** Task to complete **
Say how many lines include the word "that". Reply with nothing but the number.

** Working data **
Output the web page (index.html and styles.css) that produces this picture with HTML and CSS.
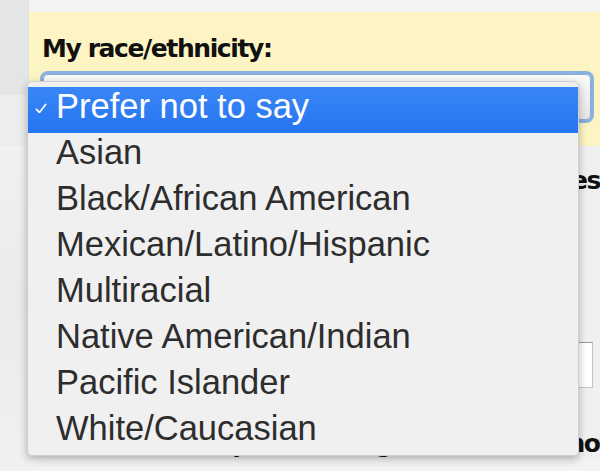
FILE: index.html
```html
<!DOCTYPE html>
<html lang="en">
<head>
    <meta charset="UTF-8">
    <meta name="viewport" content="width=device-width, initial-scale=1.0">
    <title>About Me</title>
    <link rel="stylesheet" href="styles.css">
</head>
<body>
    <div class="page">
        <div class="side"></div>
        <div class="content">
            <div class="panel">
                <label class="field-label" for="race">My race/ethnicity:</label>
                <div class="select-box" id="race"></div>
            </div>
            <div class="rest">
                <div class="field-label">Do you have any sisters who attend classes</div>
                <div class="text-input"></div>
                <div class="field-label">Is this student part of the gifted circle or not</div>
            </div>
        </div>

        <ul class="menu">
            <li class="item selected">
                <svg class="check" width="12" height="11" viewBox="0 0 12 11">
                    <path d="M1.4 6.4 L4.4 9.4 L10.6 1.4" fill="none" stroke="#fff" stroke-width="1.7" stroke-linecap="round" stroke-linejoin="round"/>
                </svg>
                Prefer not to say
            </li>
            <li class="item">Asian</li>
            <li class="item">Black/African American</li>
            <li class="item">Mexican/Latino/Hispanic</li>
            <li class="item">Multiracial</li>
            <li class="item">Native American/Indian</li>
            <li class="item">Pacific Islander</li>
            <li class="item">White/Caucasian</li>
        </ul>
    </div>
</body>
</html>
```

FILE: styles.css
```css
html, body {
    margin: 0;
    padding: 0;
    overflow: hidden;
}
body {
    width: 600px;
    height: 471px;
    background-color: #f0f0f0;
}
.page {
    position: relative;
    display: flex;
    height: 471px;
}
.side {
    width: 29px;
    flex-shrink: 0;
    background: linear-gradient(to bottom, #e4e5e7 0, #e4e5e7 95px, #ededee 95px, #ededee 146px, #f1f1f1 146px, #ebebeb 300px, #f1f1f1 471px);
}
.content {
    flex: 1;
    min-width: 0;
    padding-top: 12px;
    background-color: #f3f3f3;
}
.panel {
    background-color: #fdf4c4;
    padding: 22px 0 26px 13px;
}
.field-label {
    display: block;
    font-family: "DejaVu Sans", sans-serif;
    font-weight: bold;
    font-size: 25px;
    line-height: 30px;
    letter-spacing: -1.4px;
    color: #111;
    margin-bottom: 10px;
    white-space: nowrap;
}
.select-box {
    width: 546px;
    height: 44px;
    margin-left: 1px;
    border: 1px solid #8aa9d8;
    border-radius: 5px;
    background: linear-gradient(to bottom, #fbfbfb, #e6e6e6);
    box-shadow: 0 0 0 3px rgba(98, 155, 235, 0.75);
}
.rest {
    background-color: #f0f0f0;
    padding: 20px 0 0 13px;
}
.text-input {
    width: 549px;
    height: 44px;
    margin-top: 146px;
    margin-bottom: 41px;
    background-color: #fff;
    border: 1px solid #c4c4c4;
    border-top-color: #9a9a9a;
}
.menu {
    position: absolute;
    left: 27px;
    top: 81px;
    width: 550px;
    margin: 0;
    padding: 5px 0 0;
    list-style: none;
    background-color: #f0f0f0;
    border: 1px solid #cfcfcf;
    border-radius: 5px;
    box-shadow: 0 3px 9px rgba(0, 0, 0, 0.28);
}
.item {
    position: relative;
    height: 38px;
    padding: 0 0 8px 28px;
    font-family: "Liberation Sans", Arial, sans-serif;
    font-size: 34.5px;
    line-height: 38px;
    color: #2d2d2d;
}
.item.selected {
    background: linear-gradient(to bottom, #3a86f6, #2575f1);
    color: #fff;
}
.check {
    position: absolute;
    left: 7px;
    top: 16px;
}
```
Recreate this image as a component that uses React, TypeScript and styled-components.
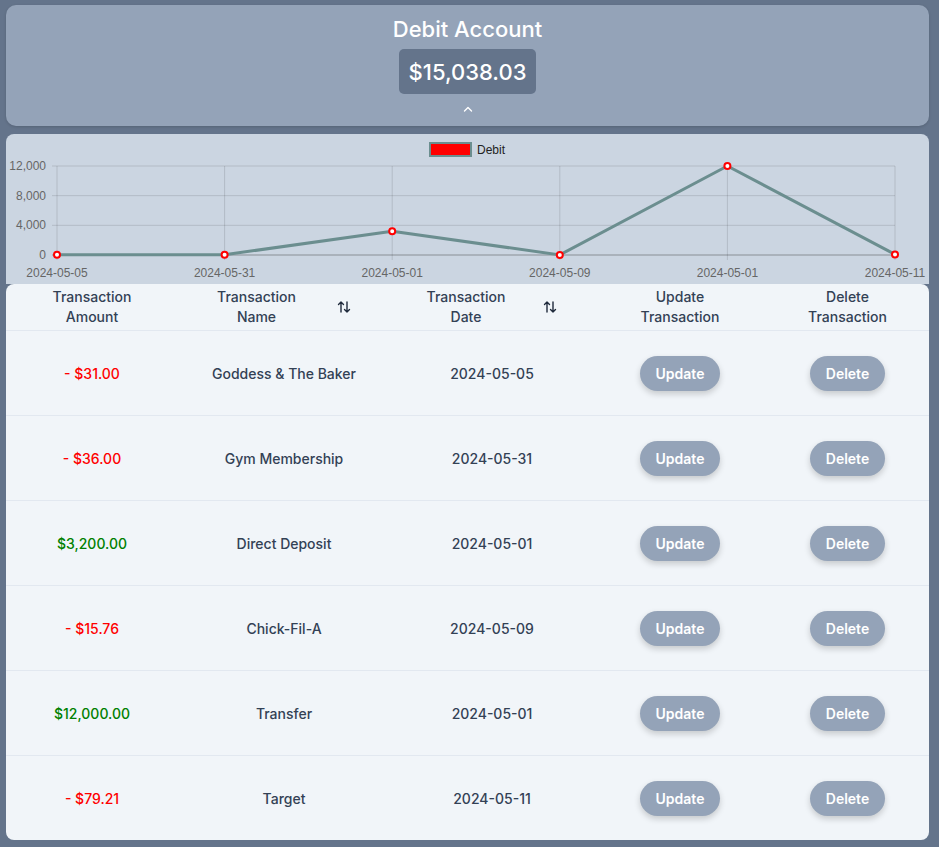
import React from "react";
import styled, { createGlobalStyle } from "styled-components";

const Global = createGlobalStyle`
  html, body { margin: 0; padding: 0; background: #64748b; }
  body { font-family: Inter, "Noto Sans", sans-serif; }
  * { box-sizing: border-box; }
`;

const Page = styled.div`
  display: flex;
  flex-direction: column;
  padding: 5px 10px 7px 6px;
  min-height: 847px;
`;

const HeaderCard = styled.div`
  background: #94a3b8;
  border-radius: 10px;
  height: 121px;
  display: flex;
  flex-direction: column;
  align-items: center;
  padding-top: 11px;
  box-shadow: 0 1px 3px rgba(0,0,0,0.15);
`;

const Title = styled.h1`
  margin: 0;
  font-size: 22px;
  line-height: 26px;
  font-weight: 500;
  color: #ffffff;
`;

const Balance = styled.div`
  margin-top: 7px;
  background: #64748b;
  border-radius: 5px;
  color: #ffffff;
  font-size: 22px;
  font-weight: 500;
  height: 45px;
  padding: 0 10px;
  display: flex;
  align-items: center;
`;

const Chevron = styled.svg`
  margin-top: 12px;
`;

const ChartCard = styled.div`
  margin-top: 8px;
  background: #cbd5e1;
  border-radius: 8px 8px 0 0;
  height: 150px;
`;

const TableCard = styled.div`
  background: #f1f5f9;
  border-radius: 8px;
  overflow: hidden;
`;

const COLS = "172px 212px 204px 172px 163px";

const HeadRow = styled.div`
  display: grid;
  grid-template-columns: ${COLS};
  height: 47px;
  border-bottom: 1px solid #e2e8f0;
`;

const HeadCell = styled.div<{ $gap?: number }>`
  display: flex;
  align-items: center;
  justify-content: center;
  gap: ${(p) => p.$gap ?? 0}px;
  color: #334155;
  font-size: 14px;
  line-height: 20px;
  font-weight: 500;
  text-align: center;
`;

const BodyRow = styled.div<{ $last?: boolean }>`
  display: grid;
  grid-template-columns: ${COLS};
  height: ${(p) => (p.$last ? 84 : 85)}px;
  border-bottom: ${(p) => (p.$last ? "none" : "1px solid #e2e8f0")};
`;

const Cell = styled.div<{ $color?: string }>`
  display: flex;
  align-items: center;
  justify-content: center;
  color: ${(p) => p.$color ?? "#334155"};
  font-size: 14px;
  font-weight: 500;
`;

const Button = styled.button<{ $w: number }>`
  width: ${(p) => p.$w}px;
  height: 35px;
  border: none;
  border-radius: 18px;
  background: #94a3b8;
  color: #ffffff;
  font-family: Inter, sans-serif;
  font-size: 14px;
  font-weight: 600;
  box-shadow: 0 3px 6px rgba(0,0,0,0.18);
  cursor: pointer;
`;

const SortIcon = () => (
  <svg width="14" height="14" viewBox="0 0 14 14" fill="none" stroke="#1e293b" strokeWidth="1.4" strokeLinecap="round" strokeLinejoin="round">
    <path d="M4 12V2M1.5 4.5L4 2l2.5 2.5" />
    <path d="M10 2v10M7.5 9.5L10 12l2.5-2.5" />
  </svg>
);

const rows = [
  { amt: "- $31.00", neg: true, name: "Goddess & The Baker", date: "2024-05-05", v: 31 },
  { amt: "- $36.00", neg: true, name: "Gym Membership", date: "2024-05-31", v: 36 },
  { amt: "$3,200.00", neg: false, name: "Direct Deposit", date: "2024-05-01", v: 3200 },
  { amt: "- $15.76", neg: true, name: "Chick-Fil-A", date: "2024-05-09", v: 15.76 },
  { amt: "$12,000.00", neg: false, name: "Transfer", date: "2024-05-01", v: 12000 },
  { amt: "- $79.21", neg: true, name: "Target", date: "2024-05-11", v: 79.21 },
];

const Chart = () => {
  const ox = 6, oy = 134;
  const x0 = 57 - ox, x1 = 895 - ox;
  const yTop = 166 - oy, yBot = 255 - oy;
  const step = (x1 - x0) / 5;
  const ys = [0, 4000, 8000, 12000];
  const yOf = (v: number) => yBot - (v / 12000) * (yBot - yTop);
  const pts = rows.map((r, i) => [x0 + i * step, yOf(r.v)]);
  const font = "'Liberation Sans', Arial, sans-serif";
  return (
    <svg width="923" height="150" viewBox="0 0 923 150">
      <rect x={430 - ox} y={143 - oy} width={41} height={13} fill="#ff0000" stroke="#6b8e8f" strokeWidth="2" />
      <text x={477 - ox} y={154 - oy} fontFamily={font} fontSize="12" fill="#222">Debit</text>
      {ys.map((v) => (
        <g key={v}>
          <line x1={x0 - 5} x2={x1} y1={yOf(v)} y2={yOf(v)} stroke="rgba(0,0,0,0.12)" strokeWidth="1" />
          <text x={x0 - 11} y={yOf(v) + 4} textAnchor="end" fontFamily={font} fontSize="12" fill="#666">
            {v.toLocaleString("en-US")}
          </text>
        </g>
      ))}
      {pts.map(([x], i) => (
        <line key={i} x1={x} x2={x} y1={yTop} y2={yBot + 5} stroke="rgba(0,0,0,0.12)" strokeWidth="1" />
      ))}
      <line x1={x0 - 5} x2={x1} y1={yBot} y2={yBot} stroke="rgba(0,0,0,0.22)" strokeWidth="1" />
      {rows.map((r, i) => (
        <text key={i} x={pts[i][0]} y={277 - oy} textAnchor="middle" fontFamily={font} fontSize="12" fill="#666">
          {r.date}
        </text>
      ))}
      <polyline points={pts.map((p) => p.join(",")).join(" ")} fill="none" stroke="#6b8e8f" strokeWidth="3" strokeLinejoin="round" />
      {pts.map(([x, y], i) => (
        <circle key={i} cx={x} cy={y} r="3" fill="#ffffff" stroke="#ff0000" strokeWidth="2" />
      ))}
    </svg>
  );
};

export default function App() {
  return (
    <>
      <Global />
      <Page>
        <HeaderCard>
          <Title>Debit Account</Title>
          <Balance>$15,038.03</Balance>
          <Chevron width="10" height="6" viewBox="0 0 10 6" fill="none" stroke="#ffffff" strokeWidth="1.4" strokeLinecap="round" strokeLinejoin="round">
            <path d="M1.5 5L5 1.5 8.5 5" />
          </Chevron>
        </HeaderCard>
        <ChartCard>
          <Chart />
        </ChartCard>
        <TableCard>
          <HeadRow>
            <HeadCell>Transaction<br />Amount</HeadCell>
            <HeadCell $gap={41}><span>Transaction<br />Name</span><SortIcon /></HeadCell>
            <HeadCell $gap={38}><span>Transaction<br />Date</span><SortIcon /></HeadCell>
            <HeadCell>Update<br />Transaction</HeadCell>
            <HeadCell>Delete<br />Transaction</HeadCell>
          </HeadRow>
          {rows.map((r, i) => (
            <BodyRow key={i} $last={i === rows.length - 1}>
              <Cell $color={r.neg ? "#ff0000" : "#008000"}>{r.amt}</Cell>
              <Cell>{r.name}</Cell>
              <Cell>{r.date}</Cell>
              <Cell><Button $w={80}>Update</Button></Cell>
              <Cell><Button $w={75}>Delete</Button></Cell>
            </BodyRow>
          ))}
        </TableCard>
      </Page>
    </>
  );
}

** Expected answer **
2